**MATERIAL PROVIDED**
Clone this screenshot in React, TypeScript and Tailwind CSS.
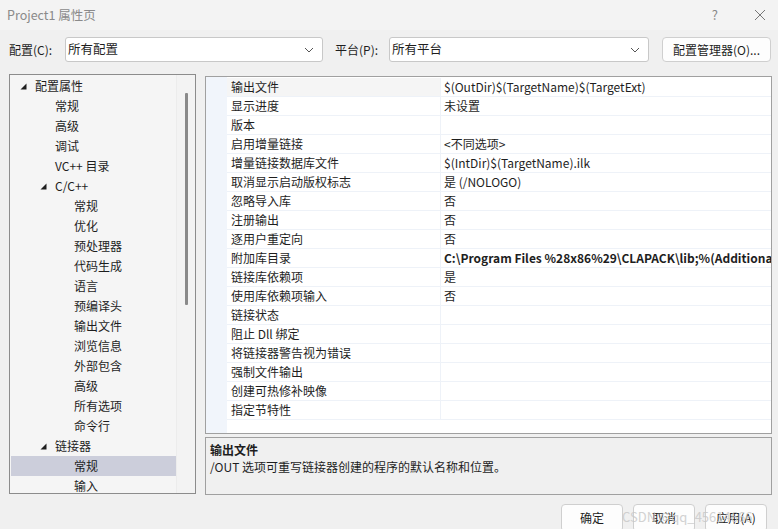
import React from "react";

const FONT = { fontFamily: '"Noto Sans CJK SC", "Noto Sans", sans-serif' };

type TreeItem = { label: string; level: number; expand?: boolean; selected?: boolean };

const tree: TreeItem[] = [
  { label: "配置属性", level: 0, expand: true },
  { label: "常规", level: 1 },
  { label: "高级", level: 1 },
  { label: "调试", level: 1 },
  { label: "VC++ 目录", level: 1 },
  { label: "C/C++", level: 1, expand: true },
  { label: "常规", level: 2 },
  { label: "优化", level: 2 },
  { label: "预处理器", level: 2 },
  { label: "代码生成", level: 2 },
  { label: "语言", level: 2 },
  { label: "预编译头", level: 2 },
  { label: "输出文件", level: 2 },
  { label: "浏览信息", level: 2 },
  { label: "外部包含", level: 2 },
  { label: "高级", level: 2 },
  { label: "所有选项", level: 2 },
  { label: "命令行", level: 2 },
  { label: "链接器", level: 1, expand: true },
  { label: "常规", level: 2, selected: true },
  { label: "输入", level: 2 },
];

const props: { name: string; value: string; bold?: boolean }[] = [
  { name: "输出文件", value: "$(OutDir)$(TargetName)$(TargetExt)" },
  { name: "显示进度", value: "未设置" },
  { name: "版本", value: "" },
  { name: "启用增量链接", value: "<不同选项>" },
  { name: "增量链接数据库文件", value: "$(IntDir)$(TargetName).ilk" },
  { name: "取消显示启动版权标志", value: "是 (/NOLOGO)" },
  { name: "忽略导入库", value: "否" },
  { name: "注册输出", value: "否" },
  { name: "逐用户重定向", value: "否" },
  { name: "附加库目录", value: "C:\\Program Files %28x86%29\\CLAPACK\\lib;%(AdditionalLibraryDirectories)", bold: true },
  { name: "链接库依赖项", value: "是" },
  { name: "使用库依赖项输入", value: "否" },
  { name: "链接状态", value: "" },
  { name: "阻止 Dll 绑定", value: "" },
  { name: "将链接器警告视为错误", value: "" },
  { name: "强制文件输出", value: "" },
  { name: "创建可热修补映像", value: "" },
  { name: "指定节特性", value: "" },
];

const Tri = () => (
  <svg width="7" height="7" viewBox="0 0 7 7" className="shrink-0">
    <polygon points="6.5,0.5 6.5,6.5 0.5,6.5" fill="#1e1e1e" />
  </svg>
);

const Chevron = () => (
  <svg width="10" height="6" viewBox="0 0 10 6" className="shrink-0">
    <polyline points="1,1 5,5 9,1" fill="none" stroke="#555" strokeWidth="1" />
  </svg>
);

export default function App() {
  return (
    <div
      className="relative w-[778px] h-[529px] overflow-hidden bg-[#f0f0f0] text-[12px] text-[#1e1e1e]"
      style={FONT}
    >
      {/* title bar */}
      <div className="h-[30px] bg-[#f3f3f3] flex items-center pl-[7px] pr-[12px]">
        <span className="text-[#8a8a8a] text-[12.5px]">Project1 属性页</span>
        <span className="ml-auto text-[#888] text-[13px] mr-[36px]">?</span>
        <svg width="12" height="12" viewBox="0 0 12 12">
          <path d="M1 1 L11 11 M11 1 L1 11" stroke="#777" strokeWidth="1" />
        </svg>
      </div>

      {/* toolbar */}
      <div className="mt-[7px] h-[25px] flex items-center pl-[9px]">
        <span className="w-[56px]">配置(C):</span>
        <div className="w-[258px] h-[25px] bg-white border border-[#c8c8c8] rounded-[3px] flex items-center pl-[2px] pr-[8px]">
          <span className="text-[12.5px]">所有配置</span>
          <span className="ml-auto"><Chevron /></span>
        </div>
        <span className="ml-[12px] w-[54px]">平台(P):</span>
        <div className="w-[260px] h-[25px] bg-white border border-[#c8c8c8] rounded-[3px] flex items-center pl-[2px] pr-[8px]">
          <span className="text-[12.5px]">所有平台</span>
          <span className="ml-auto"><Chevron /></span>
        </div>
        <div className="ml-[13px] w-[109px] h-[25px] bg-[#fdfdfd] border border-[#cfcfcf] rounded-[4px] flex items-center justify-center">
          配置管理器(O)...
        </div>
      </div>

      {/* main area */}
      <div className="mt-[12px] flex pl-[9px]">
        {/* tree */}
        <div className="w-[187px] h-[420px] border border-[#8c8c8c] bg-[#f5f5f5] flex overflow-hidden">
          <div className="w-[166px] shrink-0 pt-[1px] pl-[1px]">
            {tree.map((t, i) => {
              const pad = t.level === 0 ? 9 : t.level === 1 ? (t.expand ? 29 : 44) : 63;
              return (
                <div
                  key={i}
                  className={`h-[20px] flex items-center ${t.selected ? "bg-[#cccedb]" : ""}`}
                  style={{ paddingLeft: pad }}
                >
                  {t.expand && (
                    <span className="mr-[8px] flex items-center">
                      <Tri />
                    </span>
                  )}
                  <span>{t.label}</span>
                </div>
              );
            })}
          </div>
          <div className="flex-1 bg-[#f3f3f3] border-l border-[#ececec] flex justify-center pt-[18px]">
            <div className="w-[3px] h-[212px] bg-[#8a8a8a] rounded-[1px]" />
          </div>
        </div>

        {/* right column */}
        <div className="ml-[9px] mt-[2px] w-[567px] flex flex-col">
          <div className="h-[358px] border border-[#a0a0a0] bg-white flex overflow-hidden">
            <div className="w-[21px] shrink-0 bg-[#f1f5fb]" />
            <div className="flex-1 min-w-0 pt-[1px]">
              {props.map((p, i) => (
                <div key={i} className="h-[19px] flex border-b border-[#eef2f8]">
                  <div
                    className={`w-[214px] shrink-0 pl-[4px] flex items-center border-r border-[#eef2f8] ${
                      i === 0 ? "bg-[#f5f5f5]" : ""
                    }`}
                  >
                    {p.name}
                  </div>
                  <div
                    className={`flex-1 min-w-0 pl-[3px] flex items-center whitespace-nowrap overflow-hidden ${
                      p.bold ? "font-bold" : ""
                    }`}
                  >
                    {p.value}
                  </div>
                </div>
              ))}
            </div>
          </div>
          <div className="mt-[3px] h-[58px] border border-[#a0a0a0] bg-[#f0f0f0] pl-[4px] pt-[3px]">
            <div className="font-bold leading-[17px]">输出文件</div>
            <div className="leading-[17px]">/OUT 选项可重写链接器创建的程序的默认名称和位置。</div>
          </div>
        </div>
      </div>

      {/* footer buttons */}
      <div className="mt-[9px] flex justify-end pr-[11px] gap-[10px]">
        <div className="w-[62px] h-[28px] bg-[#fdfdfd] border border-[#cfcfcf] rounded-[4px] flex items-center justify-center">
          确定
        </div>
        <div className="w-[62px] h-[28px] bg-[#fdfdfd] border border-[#cfcfcf] rounded-[4px] flex items-center justify-center">
          取消
        </div>
        <div className="w-[62px] h-[28px] bg-[#fdfdfd] border border-[#cfcfcf] rounded-[4px] flex items-center justify-center">
          应用(A)
        </div>
      </div>

      {/* watermark */}
      <div className="absolute left-[622px] top-[507px] text-[13px] text-[#c8c8c8] opacity-80 pointer-events-none whitespace-nowrap">
        CSDN @qq_45614666
      </div>
    </div>
  );
}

**TASK GOAL**
Reproduce the material above in full, exactly, with no images.

**RESPONSE TO THIS EXERCISE**
Clone this screenshot in React, TypeScript and Tailwind CSS.
import React from "react";

const FONT = { fontFamily: '"Noto Sans CJK SC", "Noto Sans", sans-serif' };

type TreeItem = { label: string; level: number; expand?: boolean; selected?: boolean };

const tree: TreeItem[] = [
  { label: "配置属性", level: 0, expand: true },
  { label: "常规", level: 1 },
  { label: "高级", level: 1 },
  { label: "调试", level: 1 },
  { label: "VC++ 目录", level: 1 },
  { label: "C/C++", level: 1, expand: true },
  { label: "常规", level: 2 },
  { label: "优化", level: 2 },
  { label: "预处理器", level: 2 },
  { label: "代码生成", level: 2 },
  { label: "语言", level: 2 },
  { label: "预编译头", level: 2 },
  { label: "输出文件", level: 2 },
  { label: "浏览信息", level: 2 },
  { label: "外部包含", level: 2 },
  { label: "高级", level: 2 },
  { label: "所有选项", level: 2 },
  { label: "命令行", level: 2 },
  { label: "链接器", level: 1, expand: true },
  { label: "常规", level: 2, selected: true },
  { label: "输入", level: 2 },
];

const props: { name: string; value: string; bold?: boolean }[] = [
  { name: "输出文件", value: "$(OutDir)$(TargetName)$(TargetExt)" },
  { name: "显示进度", value: "未设置" },
  { name: "版本", value: "" },
  { name: "启用增量链接", value: "<不同选项>" },
  { name: "增量链接数据库文件", value: "$(IntDir)$(TargetName).ilk" },
  { name: "取消显示启动版权标志", value: "是 (/NOLOGO)" },
  { name: "忽略导入库", value: "否" },
  { name: "注册输出", value: "否" },
  { name: "逐用户重定向", value: "否" },
  { name: "附加库目录", value: "C:\\Program Files %28x86%29\\CLAPACK\\lib;%(AdditionalLibraryDirectories)", bold: true },
  { name: "链接库依赖项", value: "是" },
  { name: "使用库依赖项输入", value: "否" },
  { name: "链接状态", value: "" },
  { name: "阻止 Dll 绑定", value: "" },
  { name: "将链接器警告视为错误", value: "" },
  { name: "强制文件输出", value: "" },
  { name: "创建可热修补映像", value: "" },
  { name: "指定节特性", value: "" },
];

const Tri = () => (
  <svg width="7" height="7" viewBox="0 0 7 7" className="shrink-0">
    <polygon points="6.5,0.5 6.5,6.5 0.5,6.5" fill="#1e1e1e" />
  </svg>
);

const Chevron = () => (
  <svg width="10" height="6" viewBox="0 0 10 6" className="shrink-0">
    <polyline points="1,1 5,5 9,1" fill="none" stroke="#555" strokeWidth="1" />
  </svg>
);

export default function App() {
  return (
    <div
      className="relative w-[778px] h-[529px] overflow-hidden bg-[#f0f0f0] text-[12px] text-[#1e1e1e]"
      style={FONT}
    >
      {/* title bar */}
      <div className="h-[30px] bg-[#f3f3f3] flex items-center pl-[7px] pr-[12px]">
        <span className="text-[#8a8a8a] text-[12.5px]">Project1 属性页</span>
        <span className="ml-auto text-[#888] text-[13px] mr-[36px]">?</span>
        <svg width="12" height="12" viewBox="0 0 12 12">
          <path d="M1 1 L11 11 M11 1 L1 11" stroke="#777" strokeWidth="1" />
        </svg>
      </div>

      {/* toolbar */}
      <div className="mt-[7px] h-[25px] flex items-center pl-[9px]">
        <span className="w-[56px]">配置(C):</span>
        <div className="w-[258px] h-[25px] bg-white border border-[#c8c8c8] rounded-[3px] flex items-center pl-[2px] pr-[8px]">
          <span className="text-[12.5px]">所有配置</span>
          <span className="ml-auto"><Chevron /></span>
        </div>
        <span className="ml-[12px] w-[54px]">平台(P):</span>
        <div className="w-[260px] h-[25px] bg-white border border-[#c8c8c8] rounded-[3px] flex items-center pl-[2px] pr-[8px]">
          <span className="text-[12.5px]">所有平台</span>
          <span className="ml-auto"><Chevron /></span>
        </div>
        <div className="ml-[13px] w-[109px] h-[25px] bg-[#fdfdfd] border border-[#cfcfcf] rounded-[4px] flex items-center justify-center">
          配置管理器(O)...
        </div>
      </div>

      {/* main area */}
      <div className="mt-[12px] flex pl-[9px]">
        {/* tree */}
        <div className="w-[187px] h-[420px] border border-[#8c8c8c] bg-[#f5f5f5] flex overflow-hidden">
          <div className="w-[166px] shrink-0 pt-[1px] pl-[1px]">
            {tree.map((t, i) => {
              const pad = t.level === 0 ? 9 : t.level === 1 ? (t.expand ? 29 : 44) : 63;
              return (
                <div
                  key={i}
                  className={`h-[20px] flex items-center ${t.selected ? "bg-[#cccedb]" : ""}`}
                  style={{ paddingLeft: pad }}
                >
                  {t.expand && (
                    <span className="mr-[8px] flex items-center">
                      <Tri />
                    </span>
                  )}
                  <span>{t.label}</span>
                </div>
              );
            })}
          </div>
          <div className="flex-1 bg-[#f3f3f3] border-l border-[#ececec] flex justify-center pt-[18px]">
            <div className="w-[3px] h-[212px] bg-[#8a8a8a] rounded-[1px]" />
          </div>
        </div>

        {/* right column */}
        <div className="ml-[9px] mt-[2px] w-[567px] flex flex-col">
          <div className="h-[358px] border border-[#a0a0a0] bg-white flex overflow-hidden">
            <div className="w-[21px] shrink-0 bg-[#f1f5fb]" />
            <div className="flex-1 min-w-0 pt-[1px]">
              {props.map((p, i) => (
                <div key={i} className="h-[19px] flex border-b border-[#eef2f8]">
                  <div
                    className={`w-[214px] shrink-0 pl-[4px] flex items-center border-r border-[#eef2f8] ${
                      i === 0 ? "bg-[#f5f5f5]" : ""
                    }`}
                  >
                    {p.name}
                  </div>
                  <div
                    className={`flex-1 min-w-0 pl-[3px] flex items-center whitespace-nowrap overflow-hidden ${
                      p.bold ? "font-bold" : ""
                    }`}
                  >
                    {p.value}
                  </div>
                </div>
              ))}
            </div>
          </div>
          <div className="mt-[3px] h-[58px] border border-[#a0a0a0] bg-[#f0f0f0] pl-[4px] pt-[3px]">
            <div className="font-bold leading-[17px]">输出文件</div>
            <div className="leading-[17px]">/OUT 选项可重写链接器创建的程序的默认名称和位置。</div>
          </div>
        </div>
      </div>

      {/* footer buttons */}
      <div className="mt-[9px] flex justify-end pr-[11px] gap-[10px]">
        <div className="w-[62px] h-[28px] bg-[#fdfdfd] border border-[#cfcfcf] rounded-[4px] flex items-center justify-center">
          确定
        </div>
        <div className="w-[62px] h-[28px] bg-[#fdfdfd] border border-[#cfcfcf] rounded-[4px] flex items-center justify-center">
          取消
        </div>
        <div className="w-[62px] h-[28px] bg-[#fdfdfd] border border-[#cfcfcf] rounded-[4px] flex items-center justify-center">
          应用(A)
        </div>
      </div>

      {/* watermark */}
      <div className="absolute left-[622px] top-[507px] text-[13px] text-[#c8c8c8] opacity-80 pointer-events-none whitespace-nowrap">
        CSDN @qq_45614666
      </div>
    </div>
  );
}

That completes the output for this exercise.